- **DO THIS**
Take each line that has the word "components" and return it.

□ □ □

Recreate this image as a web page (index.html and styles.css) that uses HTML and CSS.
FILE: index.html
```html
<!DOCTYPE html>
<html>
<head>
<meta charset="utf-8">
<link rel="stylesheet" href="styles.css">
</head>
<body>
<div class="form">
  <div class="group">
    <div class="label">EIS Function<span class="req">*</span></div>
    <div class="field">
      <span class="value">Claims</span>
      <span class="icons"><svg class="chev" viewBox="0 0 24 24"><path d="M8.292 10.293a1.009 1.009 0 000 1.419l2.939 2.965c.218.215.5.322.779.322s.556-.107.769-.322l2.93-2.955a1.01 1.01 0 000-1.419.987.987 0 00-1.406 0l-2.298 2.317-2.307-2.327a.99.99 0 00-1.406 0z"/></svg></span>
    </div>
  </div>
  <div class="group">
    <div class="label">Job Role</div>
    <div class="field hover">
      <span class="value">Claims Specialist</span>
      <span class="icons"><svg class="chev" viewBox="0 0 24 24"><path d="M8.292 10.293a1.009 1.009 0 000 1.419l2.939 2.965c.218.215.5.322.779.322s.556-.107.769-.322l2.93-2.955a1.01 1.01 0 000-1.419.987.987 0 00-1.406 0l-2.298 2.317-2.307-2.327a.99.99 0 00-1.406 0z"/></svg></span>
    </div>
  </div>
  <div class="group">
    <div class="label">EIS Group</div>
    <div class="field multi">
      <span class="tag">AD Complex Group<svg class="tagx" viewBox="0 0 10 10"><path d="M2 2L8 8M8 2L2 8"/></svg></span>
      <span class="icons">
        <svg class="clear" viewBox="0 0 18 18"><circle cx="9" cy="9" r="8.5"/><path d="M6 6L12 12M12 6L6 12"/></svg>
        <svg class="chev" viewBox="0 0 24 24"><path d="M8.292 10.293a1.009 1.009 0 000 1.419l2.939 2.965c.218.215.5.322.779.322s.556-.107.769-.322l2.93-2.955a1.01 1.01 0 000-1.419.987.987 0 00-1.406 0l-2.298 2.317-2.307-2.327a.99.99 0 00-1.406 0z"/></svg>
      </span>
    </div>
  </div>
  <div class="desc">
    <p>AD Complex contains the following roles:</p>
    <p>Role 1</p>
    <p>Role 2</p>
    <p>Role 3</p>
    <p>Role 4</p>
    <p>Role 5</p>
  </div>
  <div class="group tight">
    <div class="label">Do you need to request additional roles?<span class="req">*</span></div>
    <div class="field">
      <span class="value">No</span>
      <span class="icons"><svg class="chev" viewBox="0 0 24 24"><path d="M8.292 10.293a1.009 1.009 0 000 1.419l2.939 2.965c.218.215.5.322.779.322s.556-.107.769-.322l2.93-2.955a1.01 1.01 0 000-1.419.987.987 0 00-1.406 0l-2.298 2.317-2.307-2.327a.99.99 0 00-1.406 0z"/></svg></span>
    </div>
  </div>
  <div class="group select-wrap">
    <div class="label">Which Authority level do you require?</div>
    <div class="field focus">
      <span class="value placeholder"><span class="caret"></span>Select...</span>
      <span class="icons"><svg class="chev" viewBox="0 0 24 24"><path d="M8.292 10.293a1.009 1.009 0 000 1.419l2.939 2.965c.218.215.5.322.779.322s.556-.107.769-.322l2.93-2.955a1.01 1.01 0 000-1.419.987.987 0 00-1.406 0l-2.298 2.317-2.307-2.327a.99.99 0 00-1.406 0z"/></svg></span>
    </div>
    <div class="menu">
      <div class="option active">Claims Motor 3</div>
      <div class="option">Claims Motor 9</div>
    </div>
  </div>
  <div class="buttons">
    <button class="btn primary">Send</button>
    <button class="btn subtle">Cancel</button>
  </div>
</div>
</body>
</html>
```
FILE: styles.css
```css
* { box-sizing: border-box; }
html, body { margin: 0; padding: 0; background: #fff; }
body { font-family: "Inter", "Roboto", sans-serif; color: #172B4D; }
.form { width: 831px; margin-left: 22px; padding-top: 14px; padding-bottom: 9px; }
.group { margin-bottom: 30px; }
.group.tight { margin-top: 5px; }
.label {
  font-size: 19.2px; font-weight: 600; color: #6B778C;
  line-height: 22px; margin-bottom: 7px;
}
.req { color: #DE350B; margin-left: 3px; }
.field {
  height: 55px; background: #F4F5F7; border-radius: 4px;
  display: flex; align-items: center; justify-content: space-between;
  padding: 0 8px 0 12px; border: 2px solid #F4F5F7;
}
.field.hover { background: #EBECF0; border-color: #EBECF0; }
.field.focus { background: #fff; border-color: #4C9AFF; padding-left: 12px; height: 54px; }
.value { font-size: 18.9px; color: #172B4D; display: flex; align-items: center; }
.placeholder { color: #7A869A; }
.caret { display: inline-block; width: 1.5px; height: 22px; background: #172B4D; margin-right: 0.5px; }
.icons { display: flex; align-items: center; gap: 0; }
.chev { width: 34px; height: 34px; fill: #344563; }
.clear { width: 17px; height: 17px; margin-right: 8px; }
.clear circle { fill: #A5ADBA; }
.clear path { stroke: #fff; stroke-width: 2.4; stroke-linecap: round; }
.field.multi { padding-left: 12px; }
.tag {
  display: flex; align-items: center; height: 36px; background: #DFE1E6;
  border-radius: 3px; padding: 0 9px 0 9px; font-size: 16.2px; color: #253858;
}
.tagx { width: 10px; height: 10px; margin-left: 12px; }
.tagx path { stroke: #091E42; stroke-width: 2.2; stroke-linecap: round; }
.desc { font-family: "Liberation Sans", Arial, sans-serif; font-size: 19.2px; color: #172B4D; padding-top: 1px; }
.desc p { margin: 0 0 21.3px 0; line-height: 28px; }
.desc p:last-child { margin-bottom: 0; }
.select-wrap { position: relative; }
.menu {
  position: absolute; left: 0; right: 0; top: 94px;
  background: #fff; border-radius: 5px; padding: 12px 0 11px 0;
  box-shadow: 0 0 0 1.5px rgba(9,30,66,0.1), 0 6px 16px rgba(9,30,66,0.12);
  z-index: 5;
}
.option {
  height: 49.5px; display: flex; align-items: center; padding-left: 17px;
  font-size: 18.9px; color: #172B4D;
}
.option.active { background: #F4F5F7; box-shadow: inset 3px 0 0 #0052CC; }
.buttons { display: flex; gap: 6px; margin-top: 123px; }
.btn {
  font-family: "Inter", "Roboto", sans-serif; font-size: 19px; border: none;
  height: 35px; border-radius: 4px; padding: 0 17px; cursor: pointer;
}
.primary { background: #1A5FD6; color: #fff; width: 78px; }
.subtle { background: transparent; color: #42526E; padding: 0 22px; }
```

□ □ □

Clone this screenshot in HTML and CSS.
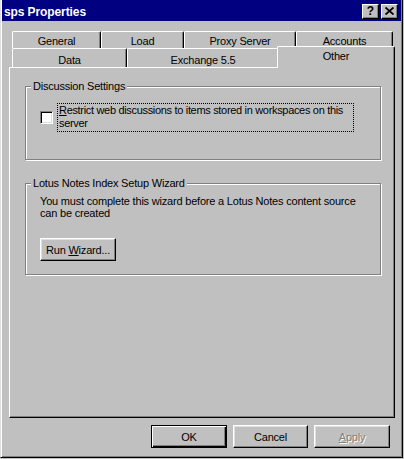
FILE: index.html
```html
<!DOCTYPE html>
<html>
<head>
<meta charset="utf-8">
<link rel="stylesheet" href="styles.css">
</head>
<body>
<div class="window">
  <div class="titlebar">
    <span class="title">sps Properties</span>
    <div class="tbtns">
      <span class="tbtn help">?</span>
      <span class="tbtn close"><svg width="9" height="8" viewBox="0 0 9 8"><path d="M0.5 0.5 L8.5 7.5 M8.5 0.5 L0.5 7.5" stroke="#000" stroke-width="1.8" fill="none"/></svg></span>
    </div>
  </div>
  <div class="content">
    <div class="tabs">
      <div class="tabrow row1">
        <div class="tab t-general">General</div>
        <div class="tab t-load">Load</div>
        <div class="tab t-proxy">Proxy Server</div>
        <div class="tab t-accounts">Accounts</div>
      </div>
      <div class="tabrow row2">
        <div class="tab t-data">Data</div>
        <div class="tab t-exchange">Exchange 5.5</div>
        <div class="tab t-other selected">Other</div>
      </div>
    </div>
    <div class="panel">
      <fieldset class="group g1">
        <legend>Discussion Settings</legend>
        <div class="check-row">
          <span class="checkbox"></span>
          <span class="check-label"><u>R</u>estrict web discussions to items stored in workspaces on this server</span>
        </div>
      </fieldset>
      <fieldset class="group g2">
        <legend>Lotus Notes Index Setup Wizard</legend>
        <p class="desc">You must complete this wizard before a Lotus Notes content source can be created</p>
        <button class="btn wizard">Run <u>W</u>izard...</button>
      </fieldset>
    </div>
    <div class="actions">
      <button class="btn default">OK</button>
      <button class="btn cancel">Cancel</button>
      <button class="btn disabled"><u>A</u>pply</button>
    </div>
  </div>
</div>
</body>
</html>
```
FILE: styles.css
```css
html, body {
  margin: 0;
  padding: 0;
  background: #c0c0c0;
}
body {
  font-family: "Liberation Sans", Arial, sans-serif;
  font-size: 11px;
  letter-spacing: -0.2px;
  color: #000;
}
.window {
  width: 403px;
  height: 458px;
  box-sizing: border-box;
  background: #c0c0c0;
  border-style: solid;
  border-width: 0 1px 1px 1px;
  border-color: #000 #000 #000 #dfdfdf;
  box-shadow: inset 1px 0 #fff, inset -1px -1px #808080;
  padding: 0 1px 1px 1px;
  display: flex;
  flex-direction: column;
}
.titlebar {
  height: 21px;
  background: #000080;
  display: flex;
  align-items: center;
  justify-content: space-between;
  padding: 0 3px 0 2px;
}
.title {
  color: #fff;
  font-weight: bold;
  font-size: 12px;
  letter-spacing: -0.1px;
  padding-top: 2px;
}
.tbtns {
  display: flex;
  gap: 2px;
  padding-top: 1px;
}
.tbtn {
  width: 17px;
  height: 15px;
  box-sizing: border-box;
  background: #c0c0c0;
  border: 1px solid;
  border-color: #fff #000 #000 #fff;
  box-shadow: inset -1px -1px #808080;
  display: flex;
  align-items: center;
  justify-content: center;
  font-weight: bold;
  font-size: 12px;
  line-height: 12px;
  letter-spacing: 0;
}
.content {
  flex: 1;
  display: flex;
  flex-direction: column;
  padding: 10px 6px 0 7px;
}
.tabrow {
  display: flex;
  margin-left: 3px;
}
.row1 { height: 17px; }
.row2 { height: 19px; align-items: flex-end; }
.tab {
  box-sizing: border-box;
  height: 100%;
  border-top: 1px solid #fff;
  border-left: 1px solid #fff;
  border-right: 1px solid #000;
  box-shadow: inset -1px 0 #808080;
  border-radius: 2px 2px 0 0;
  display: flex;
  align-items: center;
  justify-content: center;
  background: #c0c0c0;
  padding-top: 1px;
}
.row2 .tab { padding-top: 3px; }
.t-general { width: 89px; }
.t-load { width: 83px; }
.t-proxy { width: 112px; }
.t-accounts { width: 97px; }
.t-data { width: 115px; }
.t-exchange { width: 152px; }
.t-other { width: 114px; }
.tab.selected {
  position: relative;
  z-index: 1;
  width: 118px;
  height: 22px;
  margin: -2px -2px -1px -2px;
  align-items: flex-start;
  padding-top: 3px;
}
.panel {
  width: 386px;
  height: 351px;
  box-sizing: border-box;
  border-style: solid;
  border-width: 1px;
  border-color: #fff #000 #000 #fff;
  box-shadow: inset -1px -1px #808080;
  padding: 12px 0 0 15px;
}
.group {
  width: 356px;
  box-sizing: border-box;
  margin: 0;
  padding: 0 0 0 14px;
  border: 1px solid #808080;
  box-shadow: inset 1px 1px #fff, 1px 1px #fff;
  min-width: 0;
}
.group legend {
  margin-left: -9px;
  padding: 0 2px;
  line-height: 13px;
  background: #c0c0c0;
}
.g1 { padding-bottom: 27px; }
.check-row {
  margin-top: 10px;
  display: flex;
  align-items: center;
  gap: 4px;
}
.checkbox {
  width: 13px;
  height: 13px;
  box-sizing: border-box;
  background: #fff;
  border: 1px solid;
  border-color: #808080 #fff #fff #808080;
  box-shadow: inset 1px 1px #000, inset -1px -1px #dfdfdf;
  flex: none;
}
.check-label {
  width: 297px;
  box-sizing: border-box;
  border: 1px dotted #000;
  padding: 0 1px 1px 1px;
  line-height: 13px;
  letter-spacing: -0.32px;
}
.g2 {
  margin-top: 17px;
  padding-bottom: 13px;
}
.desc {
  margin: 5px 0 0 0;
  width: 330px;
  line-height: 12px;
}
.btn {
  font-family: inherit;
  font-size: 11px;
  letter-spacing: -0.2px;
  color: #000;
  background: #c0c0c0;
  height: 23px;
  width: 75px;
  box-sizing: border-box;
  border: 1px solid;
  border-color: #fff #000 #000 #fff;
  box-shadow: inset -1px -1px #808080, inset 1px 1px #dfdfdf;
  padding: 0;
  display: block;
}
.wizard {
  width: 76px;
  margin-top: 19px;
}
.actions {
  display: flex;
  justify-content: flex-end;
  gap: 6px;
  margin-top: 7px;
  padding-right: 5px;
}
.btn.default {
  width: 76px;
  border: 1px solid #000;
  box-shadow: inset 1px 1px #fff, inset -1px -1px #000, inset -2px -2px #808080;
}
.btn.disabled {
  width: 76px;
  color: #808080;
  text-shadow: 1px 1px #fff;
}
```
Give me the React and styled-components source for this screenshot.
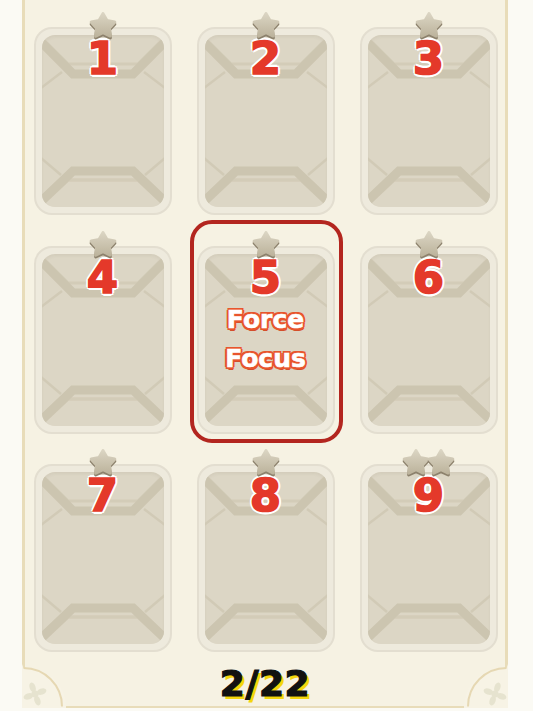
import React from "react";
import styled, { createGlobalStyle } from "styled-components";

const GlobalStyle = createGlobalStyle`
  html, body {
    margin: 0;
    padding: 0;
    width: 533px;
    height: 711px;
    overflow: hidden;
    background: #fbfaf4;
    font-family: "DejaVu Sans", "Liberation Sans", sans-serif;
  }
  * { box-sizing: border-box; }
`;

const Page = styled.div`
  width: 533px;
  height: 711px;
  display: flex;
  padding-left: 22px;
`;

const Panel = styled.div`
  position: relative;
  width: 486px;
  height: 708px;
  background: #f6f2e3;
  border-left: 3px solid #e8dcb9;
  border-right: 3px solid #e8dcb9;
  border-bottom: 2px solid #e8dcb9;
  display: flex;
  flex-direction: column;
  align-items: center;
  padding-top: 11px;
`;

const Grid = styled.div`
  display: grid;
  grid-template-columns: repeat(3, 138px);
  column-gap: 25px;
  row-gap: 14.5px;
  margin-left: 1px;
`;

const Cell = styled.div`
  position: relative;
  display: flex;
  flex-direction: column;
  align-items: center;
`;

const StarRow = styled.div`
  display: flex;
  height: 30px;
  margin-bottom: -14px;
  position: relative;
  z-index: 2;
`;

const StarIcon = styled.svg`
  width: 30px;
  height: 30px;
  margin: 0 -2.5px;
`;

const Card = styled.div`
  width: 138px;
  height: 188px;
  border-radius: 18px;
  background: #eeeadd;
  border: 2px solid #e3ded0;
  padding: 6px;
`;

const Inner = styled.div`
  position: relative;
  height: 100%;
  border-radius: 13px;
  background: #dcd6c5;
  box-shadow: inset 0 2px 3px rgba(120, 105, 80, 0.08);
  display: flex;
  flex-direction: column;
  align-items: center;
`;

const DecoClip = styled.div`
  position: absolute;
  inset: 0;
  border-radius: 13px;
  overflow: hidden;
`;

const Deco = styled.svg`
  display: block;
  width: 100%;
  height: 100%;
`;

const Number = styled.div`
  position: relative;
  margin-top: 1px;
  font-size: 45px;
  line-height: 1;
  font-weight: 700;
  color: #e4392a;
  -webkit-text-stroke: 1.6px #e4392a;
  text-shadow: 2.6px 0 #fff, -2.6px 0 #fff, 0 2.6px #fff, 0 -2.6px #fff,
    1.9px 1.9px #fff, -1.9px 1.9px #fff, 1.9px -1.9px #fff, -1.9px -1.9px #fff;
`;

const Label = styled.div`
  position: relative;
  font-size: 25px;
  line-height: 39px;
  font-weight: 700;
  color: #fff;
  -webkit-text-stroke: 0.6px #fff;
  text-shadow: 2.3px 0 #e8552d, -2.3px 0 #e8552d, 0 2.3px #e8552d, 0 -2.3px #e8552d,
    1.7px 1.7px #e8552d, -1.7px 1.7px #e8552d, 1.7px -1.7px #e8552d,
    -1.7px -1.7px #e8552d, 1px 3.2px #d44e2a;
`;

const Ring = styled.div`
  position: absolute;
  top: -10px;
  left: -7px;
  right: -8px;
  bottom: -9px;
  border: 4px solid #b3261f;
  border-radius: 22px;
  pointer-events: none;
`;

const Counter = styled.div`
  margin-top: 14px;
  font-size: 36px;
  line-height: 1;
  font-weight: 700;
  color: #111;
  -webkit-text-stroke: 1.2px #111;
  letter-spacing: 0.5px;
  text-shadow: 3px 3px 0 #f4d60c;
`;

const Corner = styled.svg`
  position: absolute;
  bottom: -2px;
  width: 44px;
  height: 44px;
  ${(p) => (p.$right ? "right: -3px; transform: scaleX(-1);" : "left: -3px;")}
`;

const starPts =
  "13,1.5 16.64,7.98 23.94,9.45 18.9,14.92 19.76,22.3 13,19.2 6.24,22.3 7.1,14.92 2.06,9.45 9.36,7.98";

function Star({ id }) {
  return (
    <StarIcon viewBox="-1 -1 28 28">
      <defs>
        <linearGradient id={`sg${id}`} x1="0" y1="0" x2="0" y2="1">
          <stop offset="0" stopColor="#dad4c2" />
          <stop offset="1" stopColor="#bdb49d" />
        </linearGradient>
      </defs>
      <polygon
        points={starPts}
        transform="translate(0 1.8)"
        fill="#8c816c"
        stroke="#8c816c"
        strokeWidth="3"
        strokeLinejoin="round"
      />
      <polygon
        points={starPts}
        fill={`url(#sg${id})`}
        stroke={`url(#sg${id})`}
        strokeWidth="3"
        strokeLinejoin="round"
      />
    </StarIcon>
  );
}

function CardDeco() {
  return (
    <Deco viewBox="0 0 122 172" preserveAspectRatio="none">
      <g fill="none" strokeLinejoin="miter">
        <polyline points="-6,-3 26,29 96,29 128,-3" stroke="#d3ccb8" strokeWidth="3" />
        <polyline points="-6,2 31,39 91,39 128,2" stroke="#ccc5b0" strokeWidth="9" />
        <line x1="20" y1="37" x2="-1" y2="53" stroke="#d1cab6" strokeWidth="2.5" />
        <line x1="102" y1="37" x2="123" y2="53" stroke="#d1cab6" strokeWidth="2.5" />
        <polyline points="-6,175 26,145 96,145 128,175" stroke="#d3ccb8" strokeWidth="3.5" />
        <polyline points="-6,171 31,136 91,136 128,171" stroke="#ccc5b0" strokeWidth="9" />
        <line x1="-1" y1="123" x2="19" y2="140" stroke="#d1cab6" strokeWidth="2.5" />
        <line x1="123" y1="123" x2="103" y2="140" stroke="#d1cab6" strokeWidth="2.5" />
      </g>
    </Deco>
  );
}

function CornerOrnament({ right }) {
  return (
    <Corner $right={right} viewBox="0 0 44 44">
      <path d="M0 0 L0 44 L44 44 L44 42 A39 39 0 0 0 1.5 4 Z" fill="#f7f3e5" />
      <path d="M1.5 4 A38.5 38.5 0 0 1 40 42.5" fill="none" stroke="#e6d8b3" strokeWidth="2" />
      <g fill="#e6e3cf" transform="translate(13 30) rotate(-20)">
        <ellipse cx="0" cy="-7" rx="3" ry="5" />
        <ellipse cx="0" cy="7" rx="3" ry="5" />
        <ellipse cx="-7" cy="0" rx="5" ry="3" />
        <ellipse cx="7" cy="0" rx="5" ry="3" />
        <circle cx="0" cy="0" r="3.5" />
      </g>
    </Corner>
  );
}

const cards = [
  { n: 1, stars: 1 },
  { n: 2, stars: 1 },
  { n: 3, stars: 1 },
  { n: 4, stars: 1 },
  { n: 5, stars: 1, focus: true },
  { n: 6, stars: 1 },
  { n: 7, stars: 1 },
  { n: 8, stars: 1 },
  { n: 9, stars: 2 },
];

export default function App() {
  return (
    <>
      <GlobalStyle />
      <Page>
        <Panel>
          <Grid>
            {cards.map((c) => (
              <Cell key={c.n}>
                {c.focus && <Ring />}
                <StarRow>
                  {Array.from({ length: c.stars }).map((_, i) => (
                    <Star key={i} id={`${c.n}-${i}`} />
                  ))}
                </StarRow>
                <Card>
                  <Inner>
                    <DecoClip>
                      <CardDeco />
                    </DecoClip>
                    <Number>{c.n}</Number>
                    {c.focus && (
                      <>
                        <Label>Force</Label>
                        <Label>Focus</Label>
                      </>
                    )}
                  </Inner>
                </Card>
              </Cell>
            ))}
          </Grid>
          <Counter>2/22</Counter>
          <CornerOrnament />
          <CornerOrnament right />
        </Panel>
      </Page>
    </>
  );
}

□ □ □

- **TASK SOLUTION**
Give me the React and styled-components source for this screenshot.
import styled, { createGlobalStyle } from "styled-components";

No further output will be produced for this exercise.